客観性が高いツールは「説得」には役立つが・・・
私たちはロジックの世界とセンスの世界を行き来しながら日々生活しています。2つの世界を漂いながら生きているのに、ビジネスの世界では未だロジックだけで回そうとしています。なぜならロジックの世界は分かりやすく、何より楽だからです。
ロジックの代表選手である「数字」はとにかく明快です。「1」はどこから見ても「1」であって、「3」や「5」にはなりません。そこにセンスの入り込む余地はありません。「1」は万人にとって「1」なので客観的な共通言語として最高のツールです。数字を見せることができれば「ぐうの音も出ない状況」が容易に作り出せるわけです。

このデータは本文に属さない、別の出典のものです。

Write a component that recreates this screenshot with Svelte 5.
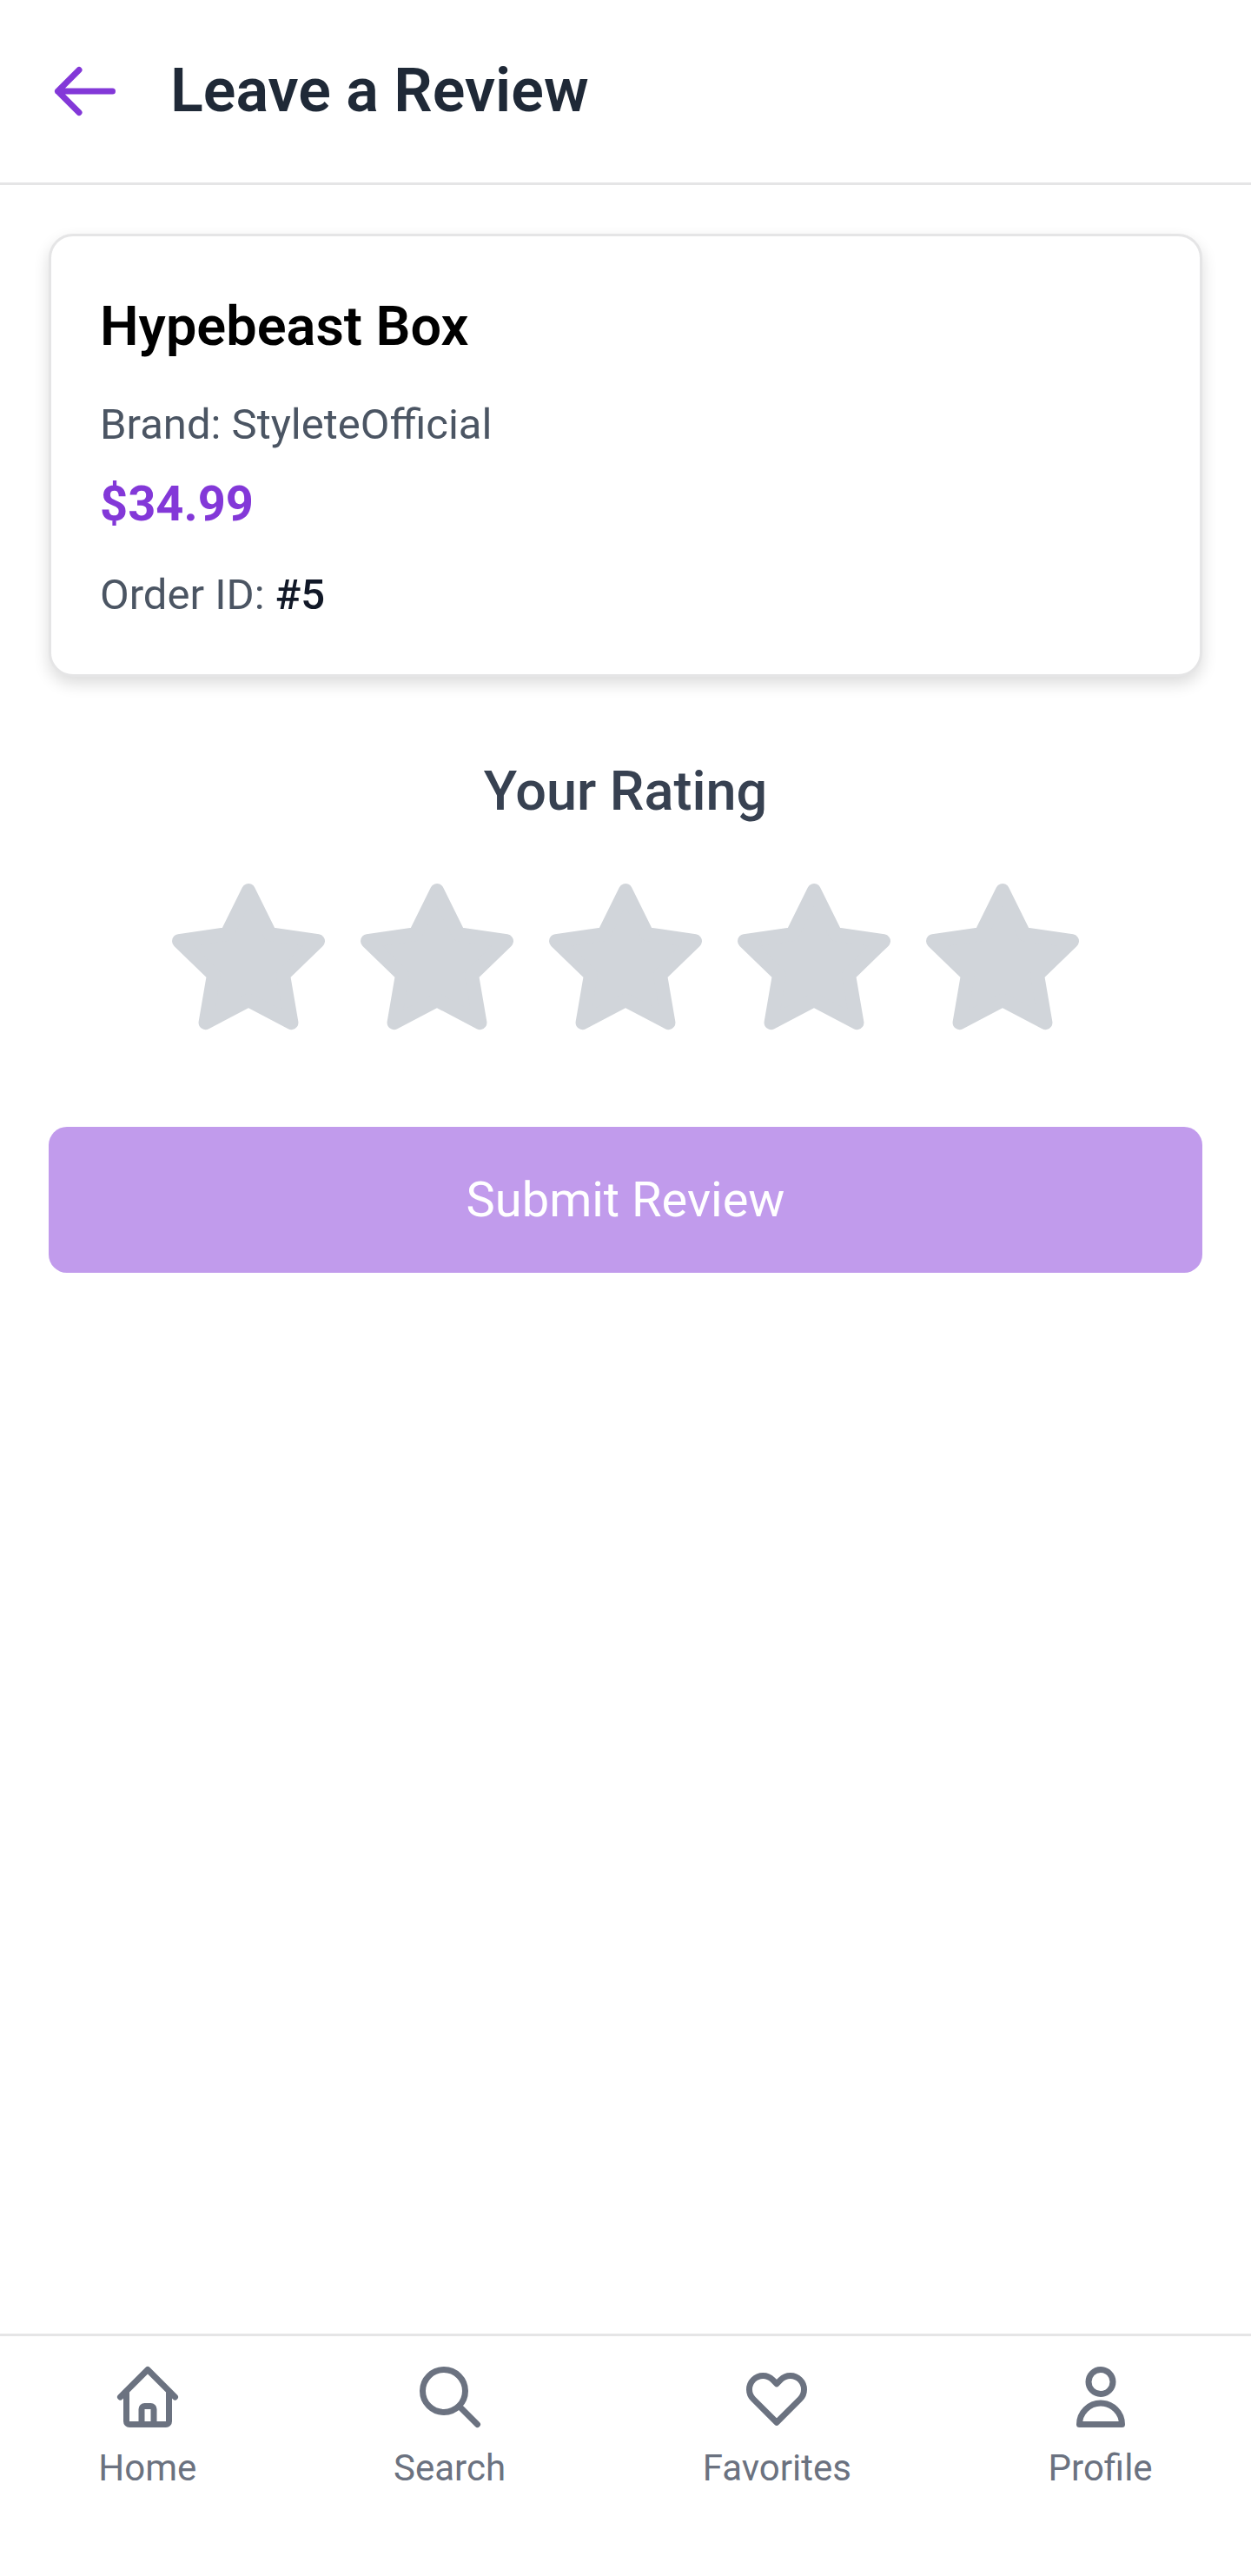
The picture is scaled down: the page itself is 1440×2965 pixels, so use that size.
<script>
  let rating = $state(0);
  let submitted = $state(false);

  const order = {
    id: 5,
    name: 'Hypebeast Box',
    brand: 'StyleteOfficial',
    price: 34.99
  };

  const stars = [1, 2, 3, 4, 5];

  const tabs = [
    {
      label: 'Home',
      href: '#home',
      path: 'M3 12l2-2m0 0l7-7 7 7M5 10v10a1 1 0 001 1h3m10-11l2 2m-2-2v10a1 1 0 01-1 1h-3m-6 0a1 1 0 001-1v-4a1 1 0 011-1h2a1 1 0 011 1v4a1 1 0 001 1m-6 0h6'
    },
    {
      label: 'Search',
      href: '#search',
      path: 'M21 21l-6-6m2-5a7 7 0 11-14 0 7 7 0 0114 0z'
    },
    {
      label: 'Favorites',
      href: '#favorites',
      path: 'M4.318 6.318a4.5 4.5 0 000 6.364L12 20.364l7.682-7.682a4.5 4.5 0 00-6.364-6.364L12 7.636l-1.318-1.318a4.5 4.5 0 00-6.364 0z'
    },
    {
      label: 'Profile',
      href: '#profile',
      path: 'M16 7a4 4 0 11-8 0 4 4 0 018 0zM12 14a7 7 0 00-7 7h14a7 7 0 00-7-7z'
    }
  ];

  function handleSubmit(e) {
    e.preventDefault();
    submitted = true;
  }
</script>

<div class="screen">
  <header class="header">
    <button class="back" aria-label="Go back" onclick={() => history.back()}>
      <svg class="icon" viewBox="0 0 24 24">
        <path d="M10 19l-7-7m0 0l7-7m-7 7h18" />
      </svg>
    </button>
    <h1>Leave a Review</h1>
  </header>

  <main class="content">
    <section class="card">
      <h2>{order.name}</h2>
      <p class="meta">Brand: {order.brand}</p>
      <p class="price">${order.price}</p>
      <p class="meta">Order ID: <span class="order-id">#{order.id}</span></p>
    </section>

    <form onsubmit={handleSubmit}>
      <h3 id="rating-label">Your Rating</h3>
      <div class="stars" role="group" aria-labelledby="rating-label">
        {#each stars as n}
          <button
            type="button"
            class="star"
            class:filled={n <= rating}
            aria-label={`Rate ${n} of 5`}
            onclick={() => (rating = n)}
          >
            <svg viewBox="0 0 24 24">
              <polygon points="12 2 15.09 8.26 22 9.27 17 14.14 18.18 21.02 12 17.77 5.82 21.02 7 14.14 2 9.27 8.91 8.26 12 2" />
            </svg>
          </button>
        {/each}
      </div>

      <button type="submit" class="submit" disabled={rating === 0 || submitted}>Submit Review</button>
    </form>
  </main>

  <nav class="tabs">
    {#each tabs as tab}
      <a href={tab.href}>
        <svg class="icon" viewBox="0 0 24 24">
          <path d={tab.path} />
        </svg>
        <span>{tab.label}</span>
      </a>
    {/each}
  </nav>
</div>

<style>
  :global(body) {
    margin: 0;
    background: #fff;
  }

  .screen {
    min-height: 100vh;
    display: flex;
    flex-direction: column;
    font-family: Roboto, sans-serif;
  }

  h1, h2, h3, p {
    margin: 0;
  }

  button {
    border: none;
    background: none;
    padding: 0;
    font-family: inherit;
    cursor: pointer;
  }

  .icon {
    display: block;
    width: 84px;
    height: 84px;
    fill: none;
    stroke: currentColor;
    stroke-width: 2;
    stroke-linecap: round;
    stroke-linejoin: round;
  }

  .header {
    display: flex;
    align-items: center;
    gap: 56px;
    padding: 56px;
    border-bottom: 3px solid #e5e5e6;
  }

  .back {
    color: #8338d8;
  }

  h1 {
    font-size: 70px;
    line-height: 96px;
    margin-bottom: 2px;
    font-weight: 600;
    color: #1f2937;
  }

  .content {
    flex: 1;
    padding: 56px;
  }

  .card {
    padding: 56px;
    border: 3px solid #e5e5e6;
    border-radius: 28px;
    background: #fff;
    box-shadow: 0 8px 18px rgba(0, 0, 0, 0.14);
  }

  h2 {
    margin-bottom: 30px;
    font-size: 63px;
    line-height: 96px;
    font-weight: 600;
    color: #000;
  }

  .meta {
    font-size: 49px;
    line-height: 70px;
    color: #4b5563;
  }

  .order-id {
    font-weight: 500;
    color: #111827;
  }

  .price {
    margin: 14px 0 28px;
    font-size: 56px;
    line-height: 84px;
    font-weight: 700;
    color: #8338d8;
  }

  h3 {
    margin: 84px 0 50px;
    font-size: 63px;
    line-height: 96px;
    font-weight: 500;
    text-align: center;
    color: #374151;
  }

  .stars {
    display: flex;
    justify-content: center;
    gap: 25px;
    margin-bottom: 96px;
  }

  .star {
    color: #d1d5da;
  }

  .star.filled {
    color: #facc15;
  }

  .star svg {
    display: block;
    width: 192px;
    height: 192px;
    fill: currentColor;
    stroke: currentColor;
    stroke-width: 2;
    stroke-linecap: round;
    stroke-linejoin: round;
  }

  .submit {
    display: block;
    width: 100%;
    padding: 42px;
    border-radius: 21px;
    background: #8338d8;
    color: #fff;
    font-size: 56px;
    line-height: 84px;
    font-weight: 400;
  }

  .submit:disabled {
    background: #c19bec;
    cursor: default;
  }

  .tabs {
    display: flex;
    justify-content: space-around;
    padding: 28px 0 96px;
    border-top: 3px solid #e5e5e6;
  }

  .tabs a {
    display: flex;
    flex-direction: column;
    align-items: center;
    gap: 12px;
    color: #6b7280;
    font-size: 42px;
    line-height: 56px;
    text-decoration: none;
  }
</style>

客観性が高いツールには説得しやすいという特性があります。説得する側は、根拠として明快な数字を示せばよいし、説得される側は数字の説明で理解した気になりやすい。何しろ後で弁明が立ちやすいのです。「この数字を示されたら納得せざるを得ない」と、ある意味責任転嫁がしやすく非常に楽なのです。
因果関係だけを重視した捉え方では「手詰まり」に!?
注意してほしいのはロジックの力を軽視しているわけではないということです。この連載でいくつか例示しますが、ロジックはしっかり使えば非常に強力なツールになります。因果関係で示される世界は美しく、意思決定の拠り所になり得ます。
しかし、特に成熟化して久しい日本のような市場では、ロジック一辺倒で打開できない状況が非常に多くなっています。因果関係だけを重視した捉え方だけでは手詰まりの状況が非常に多くなっているのです。